Tom Doorley
Custard’s last stand... and I made a heroic effort against all the odds!
ILIKE JP McMahon. In the pantheon of Irish food he occupies a unique place, not just as chef patron of Aniar, one of the two Galway restaurants with a Michelin star, but as the founder and, more importantly, the energy and the vision behind Food on the Edge. This annual gathering has put Ireland firmly on the world’s gastronomic map.
Aniar’s recent dishes have titles as intriguing and bare as ‘cep, cheese, gizzard’ ‘carrot, elderflower’ and ‘pollock, sea herbs’, all of which look wonderful and, indeed, intriguing. I’ve yet to eat at Aniar for the simple reason that I need to be in the mood for this kind of cooking and, naturally, I need to be in Galway at the time. So far, the circumstances have not coincided.
I was, however, in the mood for Tartare, JP’s little informal café, of which I had heard much. The lunch menu is short (things get more elaborate in the evenings when Tartare becomes a wine bar) and suits my kind of mid-day appetite with its small plates, boards and snacks. The sight of sherry on display suited me too, and a small glass of fino was the perfect aperitif.

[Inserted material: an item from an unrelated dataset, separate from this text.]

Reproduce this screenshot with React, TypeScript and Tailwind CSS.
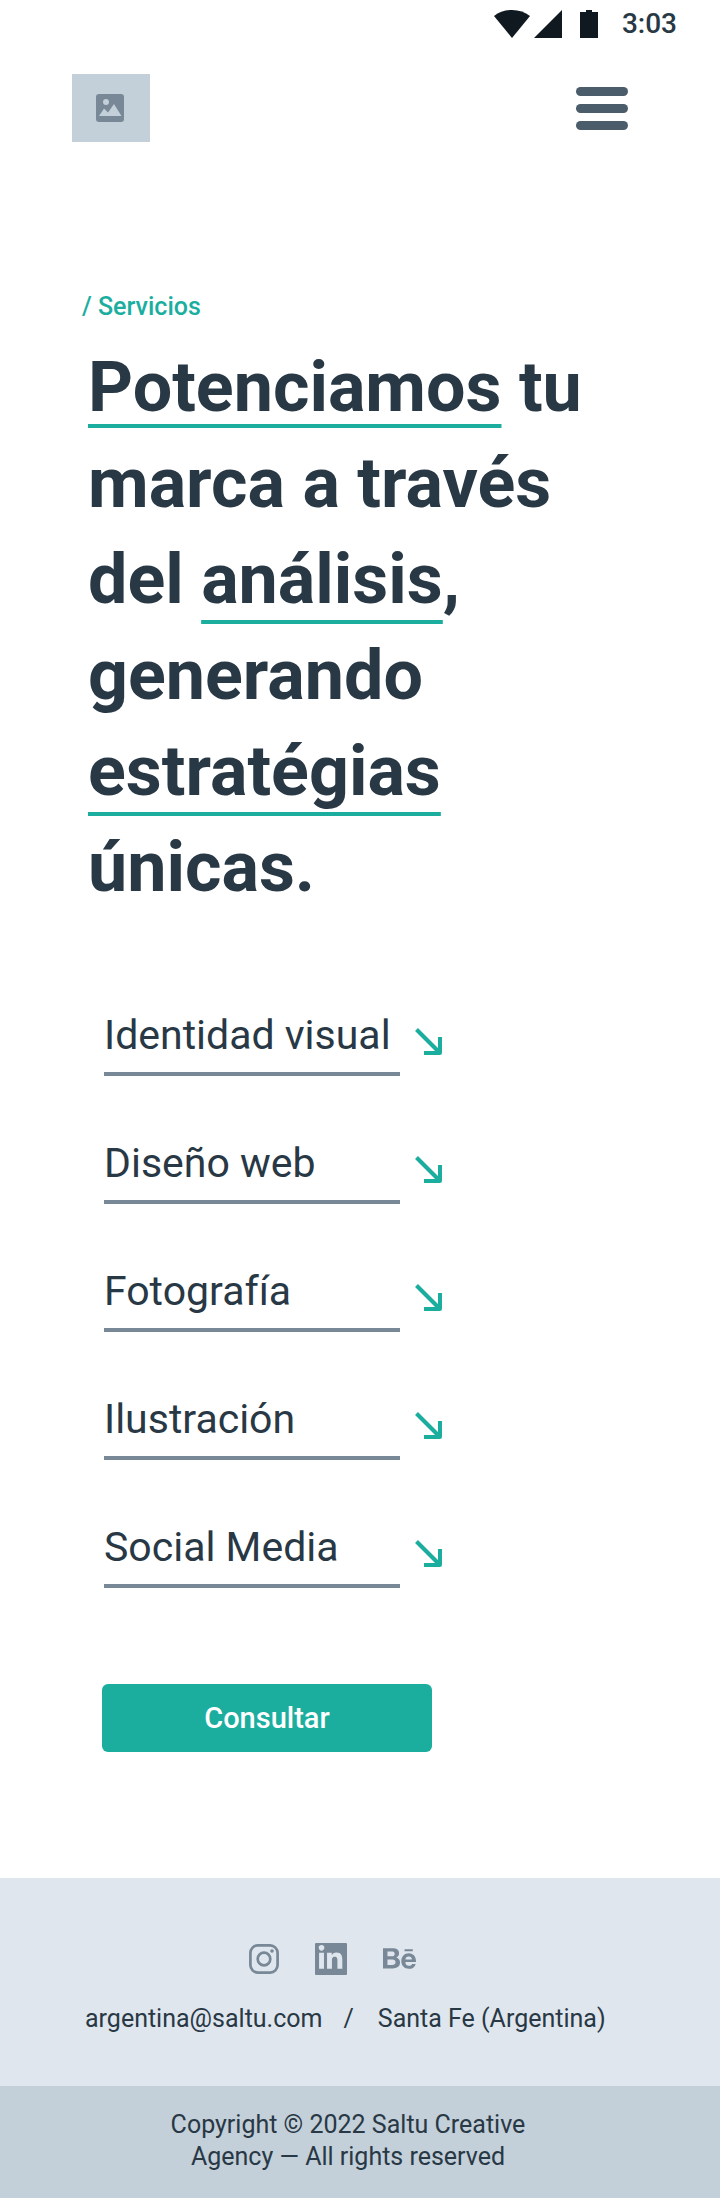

I liked the simplicity and provenance of the Irish charcuterie board, served with seaweed crackers, salty and earthy and delivering a refreshing crunch as a foil to the glorious fattiness of the various forms of salame and a fine, rough pork terrine. Some slices of pickled cucumber delivered the requisite sharpness. At €14.50, it might be considered a little lacking in generosity but there was no doubting the quality.
I liked the sound of ‘chicken schnitzel, beetroot slaw, ramsons’ even though ramsons, or wild garlic, is well over by now. But, of course, I had forgotten that JP is both a forager and a preserver. The ramsons came in the form of little pickled seed heads sitting on a quenelle of wonderfully rich and deeply flavoured crème fraiche; at least this is what I took it to be; perhaps it was a different form of fermented cream. There was also a scattering of micro-leaves, possibly seedlings of sprouting broccoli. Oh, and there was a chicken schnitzel, very small, even for a ‘small plate’. But my goodness, this combination was so lovely that I ordered a second one and got a schnitzel twice the size, at least, of the first.
Now we come to the only real disappointment of my light lunch, a custard tart flavoured with the wild plant known as sweet woodruff. I am in two minds about mentioning this because, days later, when I was checking my receipts, I found that I had not been charged for either this or the exceptionally good how often can I say that? – flat white.
Perhaps it was an oversight or it may have been a manifestation of conscience because the very small custard tart was terrible. Not terrible enough to stop me eating it, to be fair, but it didn’t match, in any way, the lovely picture conjured up by the words custard tart.
There was roughly an equal quantity of a form of custard (lacking richness, texture and flavour beyond a general sweetness) and rather tired pastry. That it was, in the middle of a plate, not even a couple of raspberries or a dollop of cream to keep it company. And, why woodruff when meadowsweet is going full throttle in the hedgerows just now?
Now, this was a ‘snack’ at €3 to be fair. But still.
Anyway, I didn’t have to pay for it but I think it needs to be mentioned as part of the experience. I also noticed, much later, that I wasn’t charged for a large bottle of mineral water, either. Perhaps they were having a bad day or practising random acts of kindness. I don’t know.
And why didn’t I check the bill at the time? Because it came to €46.30 which seemed about right.
This amount covered the charcuterie board, two schnitzels, a small glass of sherry and a 125ml glass of lovely Spätburgunder but not the custard tart, the coffee or the mineral water.